Os adeptos, no entanto, focam-se mais na emoção, nas coisas negativas, nos erros defensivos, nos golos falhados. E, aqui, o Facebook voltará a ser a maior arma de Bruno de Carvalho: não é por acaso que ainda há muita gente a achar que o presidente tem de meter na ordem esses “meninos mimados”, que “só querem dinheiro”, como se fosse possível competir no futebol com jogadores amadores. Ou que ele é a única barreira que os defende do regresso ao poder dos “notáveis”, dos “croquetes”, como se alguma vez Bruno de Carvalho pudesse ter sido presidente durante todo este tempo sem o apoio e o suporte da banca (representada acima de tudo por José Maria Ricciardi) e de muitos desses notáveis e “croquetes”. Os adeptos, no entanto, não têm isso em conta. Trump ganhou a Hillary Clinton contra os mexicanos; o Brexit ganhou contra os terroristas e as multidões de refugiados que as fronteiras abertas levavam ao Reino Unido. Bruno de Carvalho mobilizou os sportinguistas contra os adversários externos e até internos – os tais “croquetes”. É por isso que não vejo fácil quaisquer tentativas da banca ou dos accionistas promoverem um golpe de estado.
Quem têm os “golpistas” para avançar? Figo? Jogou contra o Sporting e, no banco do Inter de Milão, até festejou um golo na baliza leonina. É importante em termos racionais? Não, porque ele era profissional do Inter. Mas seria uma bomba nas redes sociais em cenário eleitoral. Futre? Jogou contra o Sporting pelo FC Porto e pelo Benfica – e não é preciso repetir os argumentos. Rogério Alves? Admitindo que quer prestar-se à luta na lama que aí vem e prescindir da vida que tem neste momento – onde ganha muito mas muito mais dinheiro do que o Sporting alguma vez poderá pagar-lhe – é demasiado fácil colocá-lo do lado dos “croquetes”, pelas funções que desempenhou no passado.

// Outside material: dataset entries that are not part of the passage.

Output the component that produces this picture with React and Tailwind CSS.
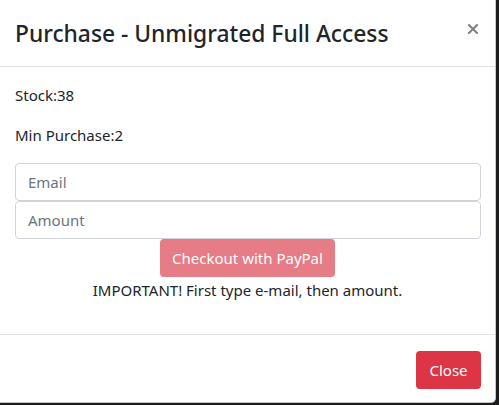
export default function App() {
  return (
    <div
      className="w-[499px] h-[405px] bg-[#1c1c1c] overflow-hidden"
      style={{ fontFamily: '"Segoe UI", "Noto Sans", "Open Sans", sans-serif' }}
    >
      <div className="w-[496px] h-[403px] bg-white border-r border-b border-[#c8c8c8] rounded-br-[5px] flex flex-col text-[#212529]">
        {/* header */}
        <div className="h-[67px] shrink-0 flex items-center justify-between pl-[15px] pr-[17px] border-b border-[#dee2e6]">
          <h4 className="text-[22.8px] leading-[36px] font-medium mt-[1px]">
            Purchase - Unmigrated Full Access
          </h4>
          <button className="-mt-[9px]" aria-label="Close">
            <svg width="10" height="10" viewBox="0 0 10 10">
              <path
                d="M1 1 L9 9 M9 1 L1 9"
                stroke="#7f7f7f"
                strokeWidth="2"
                strokeLinecap="square"
              />
            </svg>
          </button>
        </div>

        {/* body */}
        <div className="px-[15px] pt-[16px] text-[15px] leading-[24px]">
          <p className="mb-4">Stock:38</p>
          <p className="mb-4">Min Purchase:2</p>
          <input
            type="text"
            placeholder="Email"
            className="block w-[466px] h-[38px] px-3 border border-[#ced4da] rounded-[4px] text-[15px] placeholder:text-[#6c757d] outline-none"
          />
          <input
            type="text"
            placeholder="Amount"
            className="block w-[466px] h-[38px] px-3 border border-[#ced4da] rounded-[4px] text-[15px] placeholder:text-[#6c757d] outline-none"
          />
          <div className="flex justify-center">
            <button className="h-[38px] w-[175px] bg-[#e67c86] text-white rounded-[4px] text-[15px]">
              Checkout with PayPal
            </button>
          </div>
          <p className="text-center mt-[1px] mb-4 pb-4">
            IMPORTANT! First type e-mail, then amount.
          </p>
        </div>

        {/* footer */}
        <div className="flex-1 border-t border-[#dee2e6] flex justify-end items-start pt-[16px] pr-[14px]">
          <button className="h-[38px] w-[65px] bg-[#dc3545] text-white rounded-[4px] text-[15px]">
            Close
          </button>
        </div>
      </div>
    </div>
  );
}
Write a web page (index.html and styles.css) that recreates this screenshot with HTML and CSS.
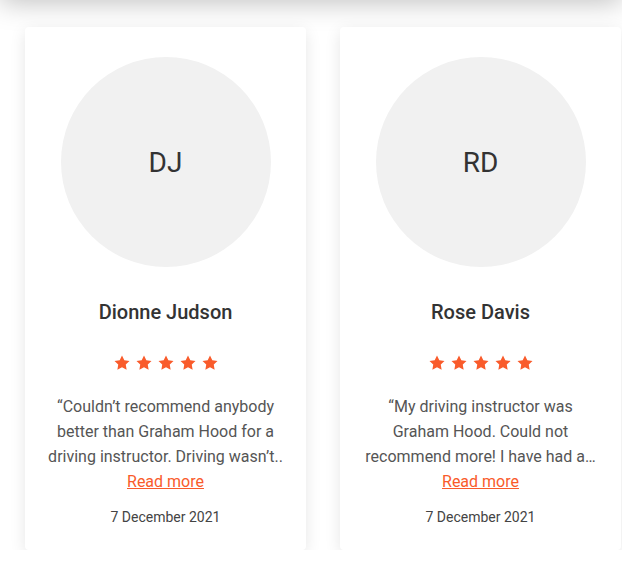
FILE: index.html
```html
<!DOCTYPE html>
<html>
<head>
  <title>Reviews</title>
  <link rel="stylesheet" href="styles.css">
</head>
<body>
  <div class="site-header"></div>

  <div class="reviews">
    <div class="review-card">
      <div class="avatar">DJ</div>
      <h3 class="reviewer">Dionne Judson</h3>
      <div class="stars">
        <svg viewBox="0 0 24 24"><path d="M12 2l3.09 6.26L22 9.27l-5 4.87 1.18 6.88L12 17.77l-6.18 3.25L7 14.14 2 9.27l6.91-1.01L12 2z"/></svg>
        <svg viewBox="0 0 24 24"><path d="M12 2l3.09 6.26L22 9.27l-5 4.87 1.18 6.88L12 17.77l-6.18 3.25L7 14.14 2 9.27l6.91-1.01L12 2z"/></svg>
        <svg viewBox="0 0 24 24"><path d="M12 2l3.09 6.26L22 9.27l-5 4.87 1.18 6.88L12 17.77l-6.18 3.25L7 14.14 2 9.27l6.91-1.01L12 2z"/></svg>
        <svg viewBox="0 0 24 24"><path d="M12 2l3.09 6.26L22 9.27l-5 4.87 1.18 6.88L12 17.77l-6.18 3.25L7 14.14 2 9.27l6.91-1.01L12 2z"/></svg>
        <svg viewBox="0 0 24 24"><path d="M12 2l3.09 6.26L22 9.27l-5 4.87 1.18 6.88L12 17.77l-6.18 3.25L7 14.14 2 9.27l6.91-1.01L12 2z"/></svg>
      </div>
      <p class="excerpt">“Couldn’t recommend anybody better than Graham Hood for a driving instructor. Driving wasn’t..</p>
      <a class="read-more" href="#">Read more</a>
      <div class="date">7 December 2021</div>
    </div>

    <div class="review-card">
      <div class="avatar">RD</div>
      <h3 class="reviewer">Rose Davis</h3>
      <div class="stars">
        <svg viewBox="0 0 24 24"><path d="M12 2l3.09 6.26L22 9.27l-5 4.87 1.18 6.88L12 17.77l-6.18 3.25L7 14.14 2 9.27l6.91-1.01L12 2z"/></svg>
        <svg viewBox="0 0 24 24"><path d="M12 2l3.09 6.26L22 9.27l-5 4.87 1.18 6.88L12 17.77l-6.18 3.25L7 14.14 2 9.27l6.91-1.01L12 2z"/></svg>
        <svg viewBox="0 0 24 24"><path d="M12 2l3.09 6.26L22 9.27l-5 4.87 1.18 6.88L12 17.77l-6.18 3.25L7 14.14 2 9.27l6.91-1.01L12 2z"/></svg>
        <svg viewBox="0 0 24 24"><path d="M12 2l3.09 6.26L22 9.27l-5 4.87 1.18 6.88L12 17.77l-6.18 3.25L7 14.14 2 9.27l6.91-1.01L12 2z"/></svg>
        <svg viewBox="0 0 24 24"><path d="M12 2l3.09 6.26L22 9.27l-5 4.87 1.18 6.88L12 17.77l-6.18 3.25L7 14.14 2 9.27l6.91-1.01L12 2z"/></svg>
      </div>
      <p class="excerpt">“My driving instructor was Graham Hood. Could not recommend more! I have had a…</p>
      <a class="read-more" href="#">Read more</a>
      <div class="date">7 December 2021</div>
    </div>
  </div>
</body>
</html>
```

FILE: styles.css
```css
body {
  margin: 0;
  font-family: Roboto, "Liberation Sans", sans-serif;
  background-color: #ffffff;
  overflow: hidden;
}

/* header sits just above the view, only its shadow shows */
.site-header {
  height: 80px;
  margin-top: -80px;
  background-color: #ffffff;
  box-shadow: 0 2px 28px rgba(0, 0, 0, 0.26);
}

.reviews {
  display: flex;
  gap: 34px;
  padding: 27px 0 0 25px;
}

.review-card {
  flex: 0 0 281px;
  box-sizing: border-box;
  height: 523px;
  padding: 30px 20px 0;
  background-color: #ffffff;
  border-radius: 4px;
  box-shadow: 0 4px 16px rgba(0, 0, 0, 0.1);
  text-align: center;
}

.avatar {
  width: 210px;
  height: 210px;
  margin: 0 auto;
  border-radius: 50%;
  background-color: #f1f1f1;
  color: #333;
  font-size: 28px;
  display: flex;
  align-items: center;
  justify-content: center;
}

.reviewer {
  margin: 33px 0 0;
  font-size: 20px;
  line-height: 24px;
  font-weight: 500;
  color: #333;
}

.stars {
  display: flex;
  justify-content: center;
  gap: 4px;
  margin-top: 30px;
}

.stars svg {
  width: 18px;
  height: 18px;
  fill: #f95b2b;
}

.excerpt {
  margin: 22px 0 0;
  font-size: 16px;
  line-height: 25px;
  color: #555;
}

.read-more {
  display: inline-block;
  font-size: 16px;
  line-height: 25px;
  color: #f95b2b;
}

.date {
  margin-top: 13px;
  font-size: 14px;
  line-height: 20px;
  color: #444;
}
```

O mesmo vale para José Maria Ricciardi, se o banqueiro um dia decidisse deixar de ser o poder oculto para se ocupar visivelmente dos desígnios de um clube do qual, é preciso dizê-lo, é um adepto tão emocional como qualquer outro.
Se a banca e os accionistas de referência querem mesmo mudar, só têm um caminho: o garrote financeiro. Mas isso seria o pior para o Sporting. Aí, os racionais estariam a lutar no mesmo campo dos emocionais, correndo riscos de prejudicar seriamente o clube. É por isso que Bruno de Carvalho pode ganhar ou perder esta guerra, mas deve ter a lucidez de entender que a única forma de o Sporting não sair a perder é com um armistício. Imediato."


PS: Dá para perceber 'entre-linhas' a gigantesta angústia que o Tadeia está a viver... o seu herói está a dar tiros nos pés!!!

1 comentário:

  1. E até se "esquece" que se calhar o motivo real da palhaçada é que não há dinheiro para pagar os espréstimos!